## Given exercise
Determine how many lines of the entries contain "TypeScript". Reply with that number alone.

## Working data

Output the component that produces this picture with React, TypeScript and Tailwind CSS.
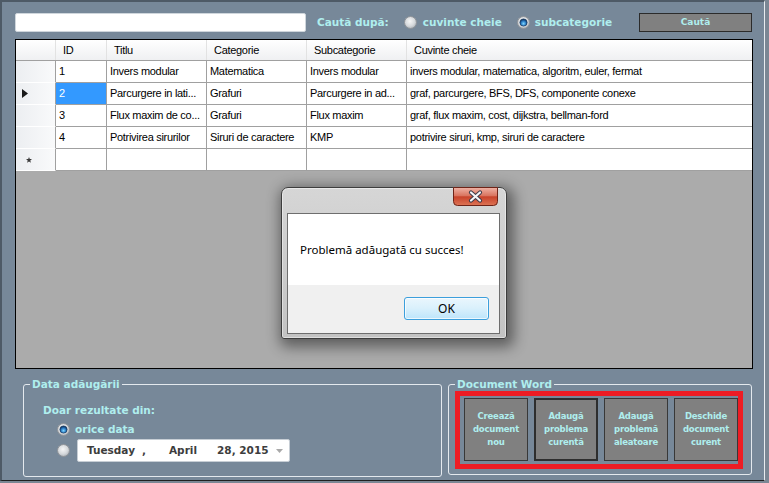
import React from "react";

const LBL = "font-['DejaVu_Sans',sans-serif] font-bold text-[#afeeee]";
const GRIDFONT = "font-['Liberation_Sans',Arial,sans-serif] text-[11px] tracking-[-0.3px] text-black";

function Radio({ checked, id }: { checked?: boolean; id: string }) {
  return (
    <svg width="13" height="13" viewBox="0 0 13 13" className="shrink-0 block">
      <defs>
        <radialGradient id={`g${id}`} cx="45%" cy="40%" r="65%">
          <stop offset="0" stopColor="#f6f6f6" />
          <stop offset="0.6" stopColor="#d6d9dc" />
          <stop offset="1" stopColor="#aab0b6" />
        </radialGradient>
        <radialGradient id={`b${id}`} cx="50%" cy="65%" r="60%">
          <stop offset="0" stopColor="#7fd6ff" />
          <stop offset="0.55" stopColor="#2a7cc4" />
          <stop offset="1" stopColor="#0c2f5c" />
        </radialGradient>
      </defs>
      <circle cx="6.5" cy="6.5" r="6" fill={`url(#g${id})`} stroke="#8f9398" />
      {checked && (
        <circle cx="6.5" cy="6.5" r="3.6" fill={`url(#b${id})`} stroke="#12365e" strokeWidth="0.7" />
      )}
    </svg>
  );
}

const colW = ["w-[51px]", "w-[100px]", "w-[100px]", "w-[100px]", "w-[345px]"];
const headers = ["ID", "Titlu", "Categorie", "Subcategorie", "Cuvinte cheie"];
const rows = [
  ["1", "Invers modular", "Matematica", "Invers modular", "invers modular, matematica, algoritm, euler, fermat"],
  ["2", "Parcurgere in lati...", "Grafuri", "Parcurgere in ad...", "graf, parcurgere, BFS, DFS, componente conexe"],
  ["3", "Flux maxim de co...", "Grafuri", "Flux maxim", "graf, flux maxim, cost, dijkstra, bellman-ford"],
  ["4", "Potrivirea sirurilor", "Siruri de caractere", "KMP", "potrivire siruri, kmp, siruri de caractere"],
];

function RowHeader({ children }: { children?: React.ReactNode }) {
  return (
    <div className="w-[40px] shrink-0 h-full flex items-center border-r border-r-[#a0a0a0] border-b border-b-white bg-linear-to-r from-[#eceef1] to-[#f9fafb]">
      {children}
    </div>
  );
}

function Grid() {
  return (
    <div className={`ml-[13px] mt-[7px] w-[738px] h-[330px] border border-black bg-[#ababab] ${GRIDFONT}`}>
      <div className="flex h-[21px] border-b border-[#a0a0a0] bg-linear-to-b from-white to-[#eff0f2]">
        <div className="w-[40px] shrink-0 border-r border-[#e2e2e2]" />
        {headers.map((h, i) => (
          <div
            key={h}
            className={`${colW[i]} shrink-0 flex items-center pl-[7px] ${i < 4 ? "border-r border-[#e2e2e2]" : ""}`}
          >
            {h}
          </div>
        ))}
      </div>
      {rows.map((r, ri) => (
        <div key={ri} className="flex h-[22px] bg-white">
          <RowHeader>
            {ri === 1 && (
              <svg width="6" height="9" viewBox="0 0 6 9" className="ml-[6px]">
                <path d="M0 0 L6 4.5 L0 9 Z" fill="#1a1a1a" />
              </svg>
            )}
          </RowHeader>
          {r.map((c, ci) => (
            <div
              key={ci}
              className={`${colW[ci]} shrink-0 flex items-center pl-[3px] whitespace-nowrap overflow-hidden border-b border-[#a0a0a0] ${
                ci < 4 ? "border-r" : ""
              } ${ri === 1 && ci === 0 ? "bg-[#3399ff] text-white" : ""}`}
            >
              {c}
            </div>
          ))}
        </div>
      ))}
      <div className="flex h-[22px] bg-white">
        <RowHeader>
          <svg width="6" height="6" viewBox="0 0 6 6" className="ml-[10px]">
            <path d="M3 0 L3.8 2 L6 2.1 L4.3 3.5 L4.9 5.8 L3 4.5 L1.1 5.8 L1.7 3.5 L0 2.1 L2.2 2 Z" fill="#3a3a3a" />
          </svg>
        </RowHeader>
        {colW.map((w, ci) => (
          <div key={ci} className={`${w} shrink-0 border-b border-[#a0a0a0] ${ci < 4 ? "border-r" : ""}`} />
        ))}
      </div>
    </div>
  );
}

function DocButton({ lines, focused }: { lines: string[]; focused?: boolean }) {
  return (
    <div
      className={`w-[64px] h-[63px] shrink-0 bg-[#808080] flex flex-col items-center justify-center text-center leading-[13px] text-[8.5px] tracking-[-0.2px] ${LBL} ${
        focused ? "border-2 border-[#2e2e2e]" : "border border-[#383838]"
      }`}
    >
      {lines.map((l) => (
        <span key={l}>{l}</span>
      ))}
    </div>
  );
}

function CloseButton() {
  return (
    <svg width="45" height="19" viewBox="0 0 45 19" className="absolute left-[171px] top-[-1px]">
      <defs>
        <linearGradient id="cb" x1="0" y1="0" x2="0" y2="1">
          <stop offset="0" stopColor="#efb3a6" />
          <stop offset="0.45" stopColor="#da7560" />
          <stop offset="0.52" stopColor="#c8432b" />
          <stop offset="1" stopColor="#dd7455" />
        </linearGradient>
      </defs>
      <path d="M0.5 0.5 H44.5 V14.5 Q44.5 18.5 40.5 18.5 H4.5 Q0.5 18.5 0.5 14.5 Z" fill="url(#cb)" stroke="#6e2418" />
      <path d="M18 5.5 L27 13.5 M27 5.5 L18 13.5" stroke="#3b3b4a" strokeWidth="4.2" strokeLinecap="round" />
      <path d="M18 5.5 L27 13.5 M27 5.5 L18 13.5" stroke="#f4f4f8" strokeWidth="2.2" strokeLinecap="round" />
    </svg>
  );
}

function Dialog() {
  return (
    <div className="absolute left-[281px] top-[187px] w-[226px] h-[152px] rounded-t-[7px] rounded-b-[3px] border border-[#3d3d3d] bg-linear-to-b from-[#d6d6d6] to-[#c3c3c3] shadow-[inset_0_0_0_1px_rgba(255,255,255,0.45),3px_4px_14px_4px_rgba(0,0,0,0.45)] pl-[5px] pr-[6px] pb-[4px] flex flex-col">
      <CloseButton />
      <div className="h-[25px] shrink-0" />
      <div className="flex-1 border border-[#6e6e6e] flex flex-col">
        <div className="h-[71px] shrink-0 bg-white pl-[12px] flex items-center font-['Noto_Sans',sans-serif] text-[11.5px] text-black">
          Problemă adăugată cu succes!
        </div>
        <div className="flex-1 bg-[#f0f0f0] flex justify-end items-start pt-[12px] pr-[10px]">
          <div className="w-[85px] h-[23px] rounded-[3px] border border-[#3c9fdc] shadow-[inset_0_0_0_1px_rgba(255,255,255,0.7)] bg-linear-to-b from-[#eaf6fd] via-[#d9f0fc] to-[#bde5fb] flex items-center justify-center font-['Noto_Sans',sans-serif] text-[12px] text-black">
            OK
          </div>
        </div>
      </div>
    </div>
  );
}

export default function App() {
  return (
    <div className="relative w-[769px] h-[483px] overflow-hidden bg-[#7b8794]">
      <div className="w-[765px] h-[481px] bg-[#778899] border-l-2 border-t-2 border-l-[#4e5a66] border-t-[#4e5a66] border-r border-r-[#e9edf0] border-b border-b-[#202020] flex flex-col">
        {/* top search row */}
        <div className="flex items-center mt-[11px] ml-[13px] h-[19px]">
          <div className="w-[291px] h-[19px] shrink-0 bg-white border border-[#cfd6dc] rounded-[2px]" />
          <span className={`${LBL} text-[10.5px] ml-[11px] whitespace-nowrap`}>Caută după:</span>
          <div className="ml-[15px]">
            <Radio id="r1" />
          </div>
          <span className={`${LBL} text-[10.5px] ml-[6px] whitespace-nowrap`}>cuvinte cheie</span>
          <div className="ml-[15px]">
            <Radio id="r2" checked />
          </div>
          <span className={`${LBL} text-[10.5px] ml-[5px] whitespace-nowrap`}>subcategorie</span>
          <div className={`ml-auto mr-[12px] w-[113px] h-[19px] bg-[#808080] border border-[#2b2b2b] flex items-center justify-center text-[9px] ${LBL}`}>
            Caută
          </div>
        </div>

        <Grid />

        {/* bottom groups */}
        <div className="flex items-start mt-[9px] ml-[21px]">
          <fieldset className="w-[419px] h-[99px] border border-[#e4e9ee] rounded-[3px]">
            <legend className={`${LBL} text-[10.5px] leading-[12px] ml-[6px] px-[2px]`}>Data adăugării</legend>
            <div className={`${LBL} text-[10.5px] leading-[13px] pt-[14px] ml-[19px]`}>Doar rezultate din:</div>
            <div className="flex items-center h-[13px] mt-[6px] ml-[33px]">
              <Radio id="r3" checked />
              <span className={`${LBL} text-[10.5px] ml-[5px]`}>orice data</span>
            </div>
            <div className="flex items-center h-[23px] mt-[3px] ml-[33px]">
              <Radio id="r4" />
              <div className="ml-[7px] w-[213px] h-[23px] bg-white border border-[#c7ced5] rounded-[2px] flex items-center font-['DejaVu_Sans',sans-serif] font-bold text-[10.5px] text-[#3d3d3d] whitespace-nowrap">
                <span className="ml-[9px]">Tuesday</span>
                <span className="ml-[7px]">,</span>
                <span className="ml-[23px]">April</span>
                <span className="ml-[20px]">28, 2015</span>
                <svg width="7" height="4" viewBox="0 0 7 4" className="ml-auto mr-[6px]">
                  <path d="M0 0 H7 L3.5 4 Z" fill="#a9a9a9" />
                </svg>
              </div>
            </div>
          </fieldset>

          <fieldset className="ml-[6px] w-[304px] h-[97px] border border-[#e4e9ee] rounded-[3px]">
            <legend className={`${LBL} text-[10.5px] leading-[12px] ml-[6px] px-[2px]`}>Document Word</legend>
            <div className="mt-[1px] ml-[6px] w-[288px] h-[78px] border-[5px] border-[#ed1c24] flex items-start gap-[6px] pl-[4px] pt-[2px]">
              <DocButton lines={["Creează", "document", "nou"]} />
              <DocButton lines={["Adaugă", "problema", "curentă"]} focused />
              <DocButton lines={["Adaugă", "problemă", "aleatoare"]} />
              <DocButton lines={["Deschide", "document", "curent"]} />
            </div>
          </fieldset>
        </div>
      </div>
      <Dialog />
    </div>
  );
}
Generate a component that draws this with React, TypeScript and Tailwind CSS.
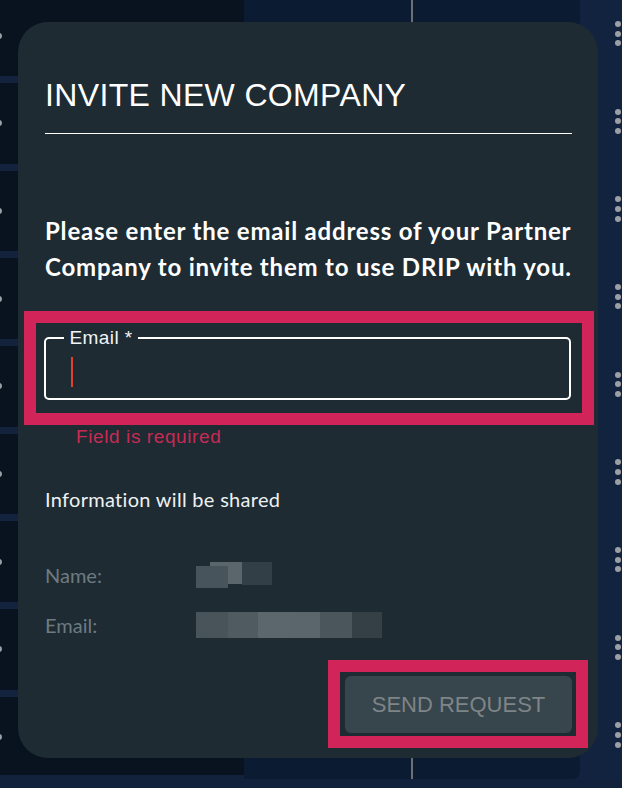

## Task response
2